Problem requirements: Filter the entries and keep only the lines where the string "this" appears.

** Start Data listing **

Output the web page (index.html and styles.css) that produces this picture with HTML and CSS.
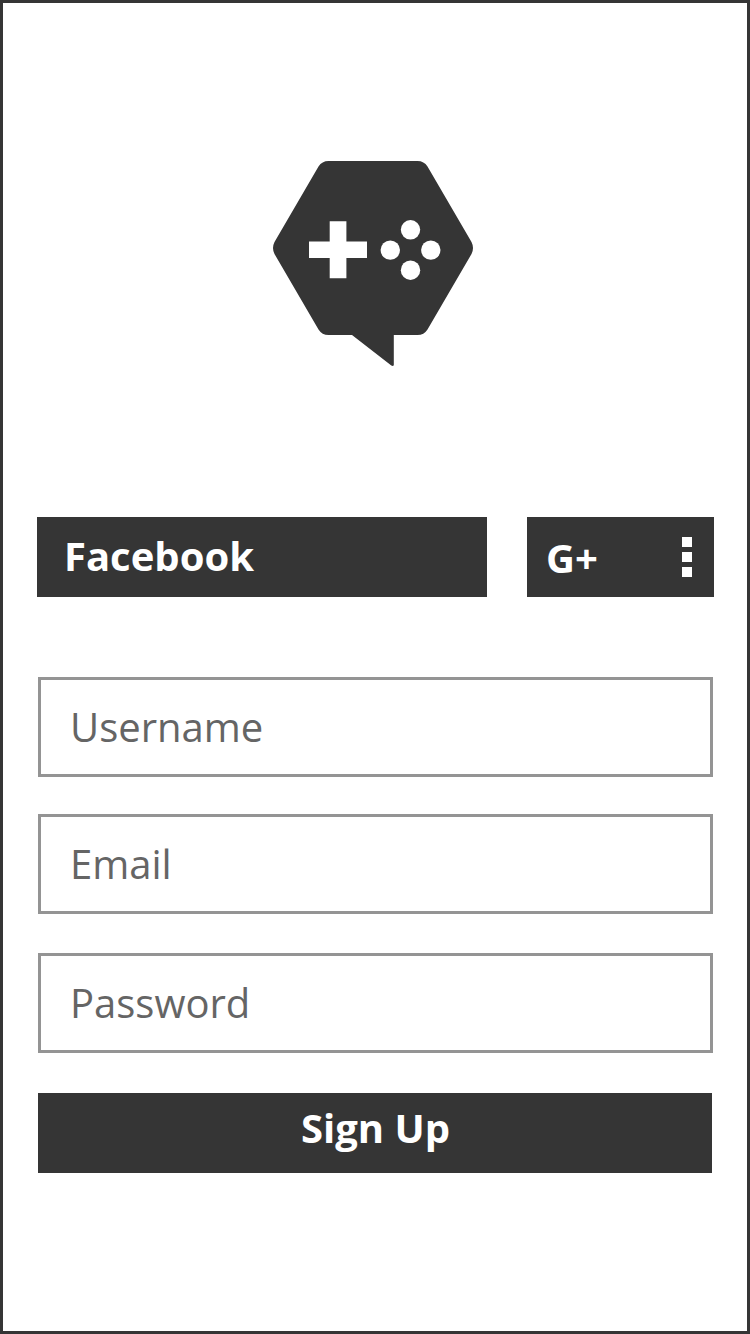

** End Data listing **
** Start Data listing **

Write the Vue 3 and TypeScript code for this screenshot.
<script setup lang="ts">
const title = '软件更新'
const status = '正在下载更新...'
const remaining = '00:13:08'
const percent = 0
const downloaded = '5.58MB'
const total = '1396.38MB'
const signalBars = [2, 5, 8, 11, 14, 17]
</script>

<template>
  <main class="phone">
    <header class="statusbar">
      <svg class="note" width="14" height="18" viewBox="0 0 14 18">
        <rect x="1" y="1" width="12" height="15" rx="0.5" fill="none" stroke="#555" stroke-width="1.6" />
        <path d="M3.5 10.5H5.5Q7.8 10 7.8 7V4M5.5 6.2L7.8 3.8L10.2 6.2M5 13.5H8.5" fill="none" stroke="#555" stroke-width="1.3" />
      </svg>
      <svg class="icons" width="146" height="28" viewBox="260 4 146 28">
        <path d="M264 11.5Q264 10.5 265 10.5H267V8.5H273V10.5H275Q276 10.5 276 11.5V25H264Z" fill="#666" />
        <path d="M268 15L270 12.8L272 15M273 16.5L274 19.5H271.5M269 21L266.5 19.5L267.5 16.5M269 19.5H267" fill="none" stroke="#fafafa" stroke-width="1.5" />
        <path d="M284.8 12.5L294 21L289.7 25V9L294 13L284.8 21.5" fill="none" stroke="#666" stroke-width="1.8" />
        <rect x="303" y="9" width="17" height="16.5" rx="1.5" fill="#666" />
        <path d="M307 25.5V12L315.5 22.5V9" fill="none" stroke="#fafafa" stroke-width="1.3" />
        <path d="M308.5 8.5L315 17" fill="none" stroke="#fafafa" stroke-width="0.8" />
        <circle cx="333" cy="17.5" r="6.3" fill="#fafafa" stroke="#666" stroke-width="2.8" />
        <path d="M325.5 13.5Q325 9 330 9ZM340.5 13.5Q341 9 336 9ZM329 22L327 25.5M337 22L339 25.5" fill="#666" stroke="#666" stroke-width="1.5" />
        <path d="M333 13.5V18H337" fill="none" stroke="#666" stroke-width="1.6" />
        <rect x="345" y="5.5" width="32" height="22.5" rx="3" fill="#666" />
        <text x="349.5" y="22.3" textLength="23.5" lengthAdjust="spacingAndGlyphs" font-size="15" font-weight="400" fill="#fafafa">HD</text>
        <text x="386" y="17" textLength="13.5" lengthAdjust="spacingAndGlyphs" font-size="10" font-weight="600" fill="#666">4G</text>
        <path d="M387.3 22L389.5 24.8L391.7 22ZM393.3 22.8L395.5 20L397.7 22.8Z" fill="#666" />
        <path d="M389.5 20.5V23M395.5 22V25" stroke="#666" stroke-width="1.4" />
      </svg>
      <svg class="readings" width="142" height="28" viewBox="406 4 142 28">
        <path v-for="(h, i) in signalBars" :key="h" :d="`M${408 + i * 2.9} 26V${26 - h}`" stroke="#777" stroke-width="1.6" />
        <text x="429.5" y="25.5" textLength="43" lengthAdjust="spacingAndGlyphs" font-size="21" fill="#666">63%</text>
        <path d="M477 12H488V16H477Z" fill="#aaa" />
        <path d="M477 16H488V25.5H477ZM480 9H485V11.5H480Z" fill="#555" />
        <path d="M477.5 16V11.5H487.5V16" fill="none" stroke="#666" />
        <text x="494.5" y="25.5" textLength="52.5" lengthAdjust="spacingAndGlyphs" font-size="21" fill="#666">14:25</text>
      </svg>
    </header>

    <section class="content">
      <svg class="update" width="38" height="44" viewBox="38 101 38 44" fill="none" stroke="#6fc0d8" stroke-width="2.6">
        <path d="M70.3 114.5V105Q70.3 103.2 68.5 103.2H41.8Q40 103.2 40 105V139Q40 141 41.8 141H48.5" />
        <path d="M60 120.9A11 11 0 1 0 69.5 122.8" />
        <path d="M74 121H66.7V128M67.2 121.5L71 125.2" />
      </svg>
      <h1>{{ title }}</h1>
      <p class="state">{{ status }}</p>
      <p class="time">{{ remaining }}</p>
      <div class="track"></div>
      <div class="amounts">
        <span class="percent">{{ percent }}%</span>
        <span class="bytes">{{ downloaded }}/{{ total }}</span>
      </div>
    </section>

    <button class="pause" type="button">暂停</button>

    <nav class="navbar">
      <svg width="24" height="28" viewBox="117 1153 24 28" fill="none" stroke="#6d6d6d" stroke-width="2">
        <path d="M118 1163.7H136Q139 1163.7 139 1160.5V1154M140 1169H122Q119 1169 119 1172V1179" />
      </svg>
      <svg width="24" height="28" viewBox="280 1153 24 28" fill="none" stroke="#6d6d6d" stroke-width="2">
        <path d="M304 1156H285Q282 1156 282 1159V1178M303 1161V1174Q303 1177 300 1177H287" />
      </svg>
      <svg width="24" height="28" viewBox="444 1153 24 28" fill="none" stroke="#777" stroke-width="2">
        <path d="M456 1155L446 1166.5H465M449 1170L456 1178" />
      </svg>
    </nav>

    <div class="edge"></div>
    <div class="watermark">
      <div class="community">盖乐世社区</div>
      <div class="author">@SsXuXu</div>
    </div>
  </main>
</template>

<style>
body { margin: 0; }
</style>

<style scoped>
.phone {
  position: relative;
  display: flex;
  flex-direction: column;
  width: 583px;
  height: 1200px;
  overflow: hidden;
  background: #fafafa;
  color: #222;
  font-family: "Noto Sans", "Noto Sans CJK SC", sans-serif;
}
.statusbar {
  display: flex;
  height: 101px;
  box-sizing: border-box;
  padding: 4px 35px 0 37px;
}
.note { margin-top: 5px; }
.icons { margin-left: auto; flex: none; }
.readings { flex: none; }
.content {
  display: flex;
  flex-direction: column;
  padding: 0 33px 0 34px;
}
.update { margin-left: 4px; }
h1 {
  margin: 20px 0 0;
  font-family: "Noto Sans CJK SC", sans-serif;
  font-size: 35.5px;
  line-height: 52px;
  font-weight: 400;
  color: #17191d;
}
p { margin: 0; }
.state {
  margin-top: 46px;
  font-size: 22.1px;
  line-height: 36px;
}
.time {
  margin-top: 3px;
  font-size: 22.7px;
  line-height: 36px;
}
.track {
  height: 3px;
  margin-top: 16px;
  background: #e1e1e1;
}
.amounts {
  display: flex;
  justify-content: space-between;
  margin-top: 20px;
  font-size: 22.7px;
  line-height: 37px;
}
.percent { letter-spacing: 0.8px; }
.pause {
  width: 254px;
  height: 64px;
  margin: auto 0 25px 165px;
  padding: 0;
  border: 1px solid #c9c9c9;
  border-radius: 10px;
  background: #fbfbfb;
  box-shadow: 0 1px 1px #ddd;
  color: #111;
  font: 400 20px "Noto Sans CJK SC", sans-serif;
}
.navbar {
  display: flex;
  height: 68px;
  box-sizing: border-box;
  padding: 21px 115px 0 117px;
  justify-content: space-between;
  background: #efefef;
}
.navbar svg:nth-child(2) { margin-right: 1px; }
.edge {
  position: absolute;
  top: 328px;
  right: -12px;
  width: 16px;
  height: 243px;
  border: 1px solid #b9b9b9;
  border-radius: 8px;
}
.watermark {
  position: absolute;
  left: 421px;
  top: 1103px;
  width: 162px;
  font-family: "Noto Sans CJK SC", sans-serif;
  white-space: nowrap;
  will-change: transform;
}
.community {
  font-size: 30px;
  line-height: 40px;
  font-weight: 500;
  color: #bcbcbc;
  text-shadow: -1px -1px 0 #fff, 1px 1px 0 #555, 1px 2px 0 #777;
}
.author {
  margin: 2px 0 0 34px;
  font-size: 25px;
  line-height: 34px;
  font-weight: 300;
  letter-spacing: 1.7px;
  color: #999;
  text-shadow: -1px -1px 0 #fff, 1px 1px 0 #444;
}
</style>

** End Data listing **

The completed task:
Output the web page (index.html and styles.css) that produces this picture with HTML and CSS.
Write the Vue 3 and TypeScript code for this screenshot.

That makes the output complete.